As spring nears, houseplants can get unruly

No matter that winter winds and snow still come and go in much of the country. The sun’s earlier rising and higher climb into the sky let us know that spring is on the way. Even houseplants indoors feel the changing season.

Take a closer look at the stems of your houseplants. Any young, new leaves? Swelling buds? Inside their pots, roots might likewise be awakening. All of this makes today, tomorrow, or sometime soon a good time for repotting and pruning.


The most obvious reason to prune a houseplant’s stems is to keep the plant manageable. For example, growing in the ground in a tropical climate, branches of weeping fig, a familiar houseplant, will reach skyward and spread as high and wide as a sugar maple’s. Indoors, at the very least, your ceilings limit the desired height of a houseplant. For looks, you might want to keep the plant smaller, perhaps much, much smaller.

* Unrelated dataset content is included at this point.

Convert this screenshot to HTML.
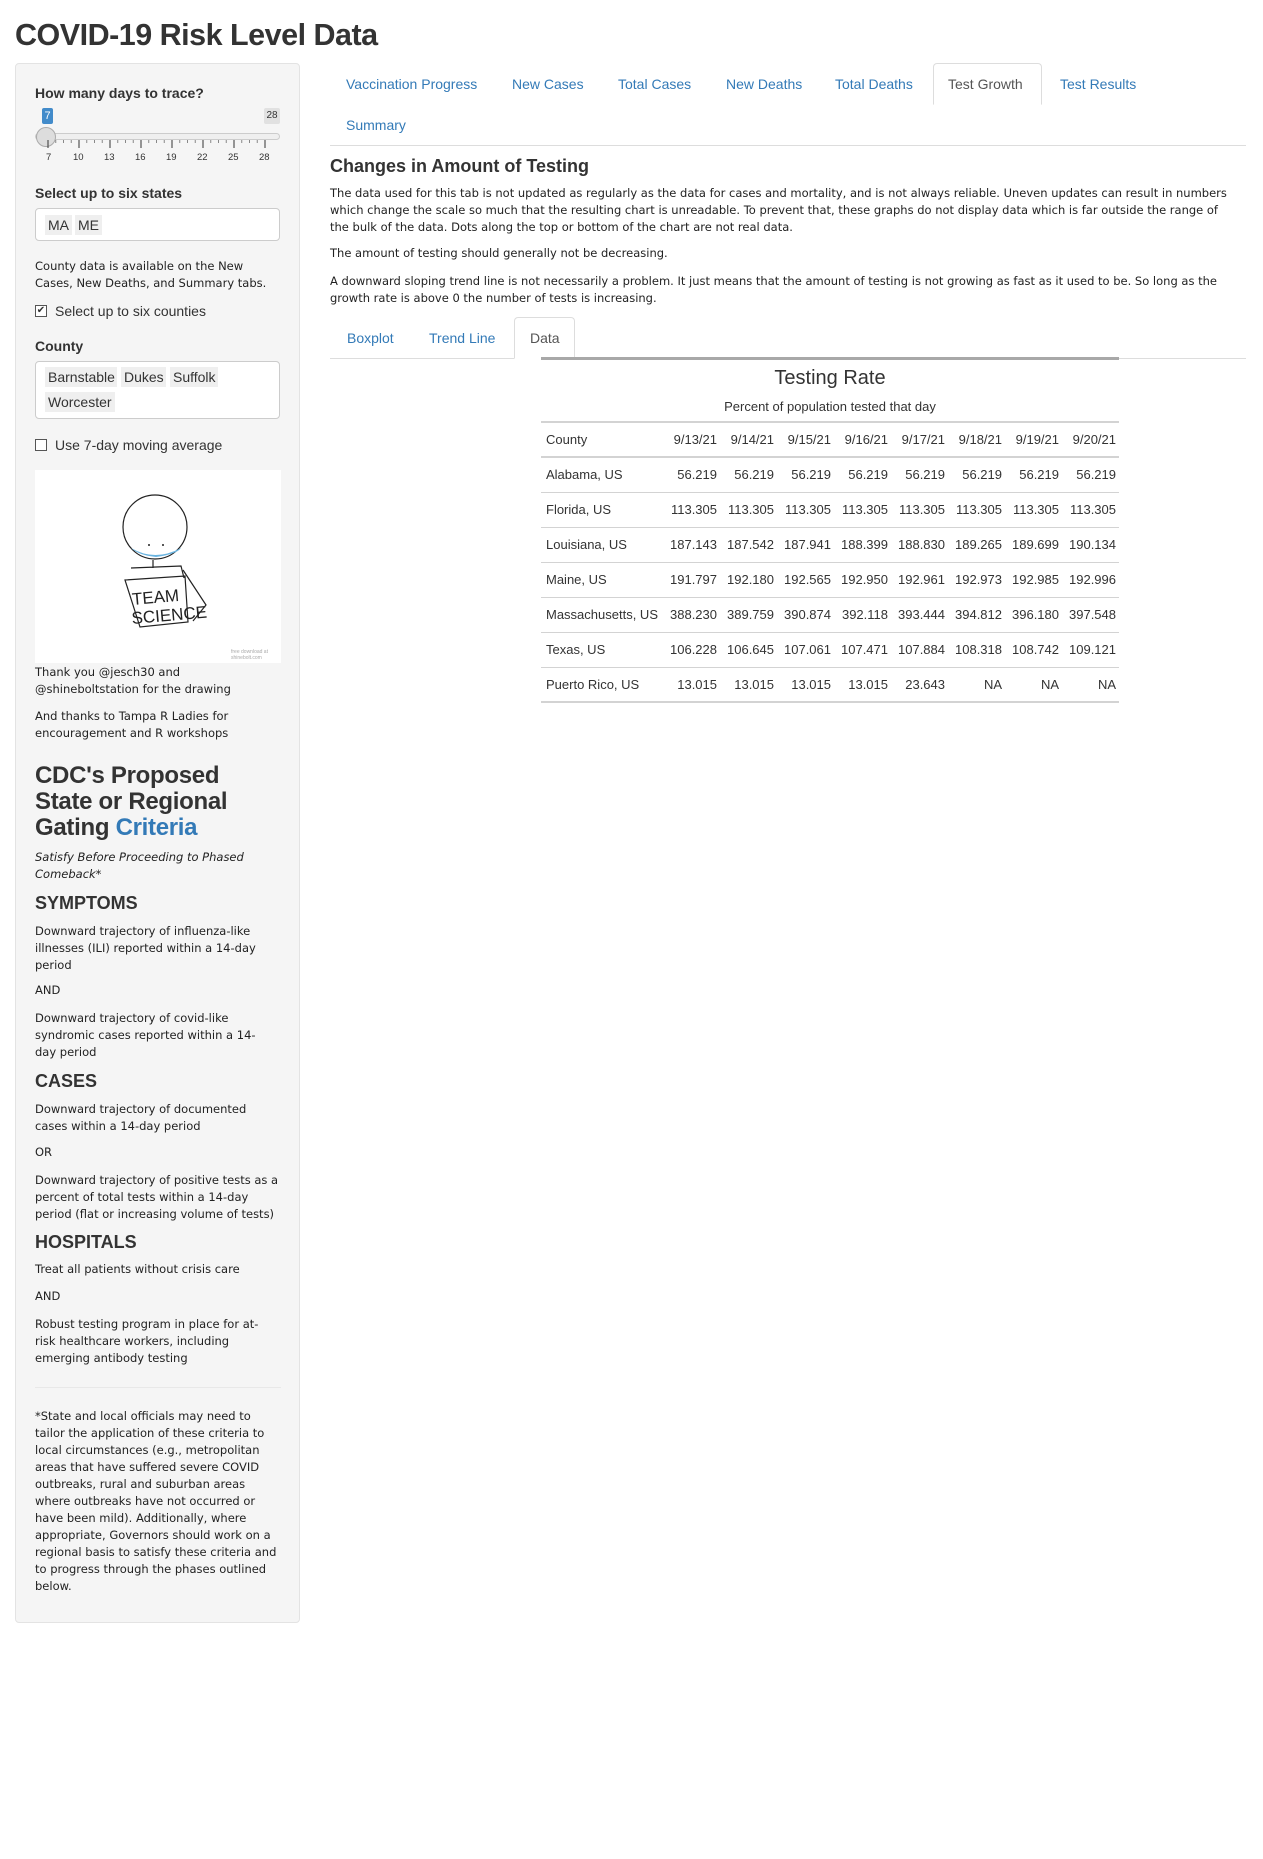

When pruning the stems of a houseplant, the goal is to reduce its size without giving it a hacked-back look. For a plant with many stems, such as a weeping fig, a few severe cuts usually gives better results than many small cuts. Trace one of the tallest stems down to its origin, and cut it off right there. Perhaps do this with another tall stem too.

After one or more drastic cuts have lowered the plant, go back over the plant to make some smaller cuts. Cut back any dead or diseased stems, and any that look gawky or out of place.

There are houseplants, such as dracaena and ponytail palm, that naturally sport only one or very few stems. These rarely need pruning; when they do, it’s because they’ve finally grown too tall. Lop back the stem to lower than the final desired height. New growth will appear near the cut, perhaps even a couple of new stems. If you want to keep the plant single-stemmed, remove all but one of the emerging stems.


Pruning the stems of a houseplant is just the first step. After a few years, depending on how fast a plant grows, roots will fill a pot until they have no room left to grow. Roots attempting to escape out the drainage hole of a pot is one indication of overcrowding.

More telling is to have a look at the root ball itself. Slide the root ball out of the pot.

If it’s a large plant, the easiest way to do this is to first tip the pot on its side. Are the roots cramped together and circling around and around the outside edge of the root ball?

If the roots are overcrowded, you could just move the plant to a larger pot. Of course, then it will grow even bigger, which may or may not be your wish.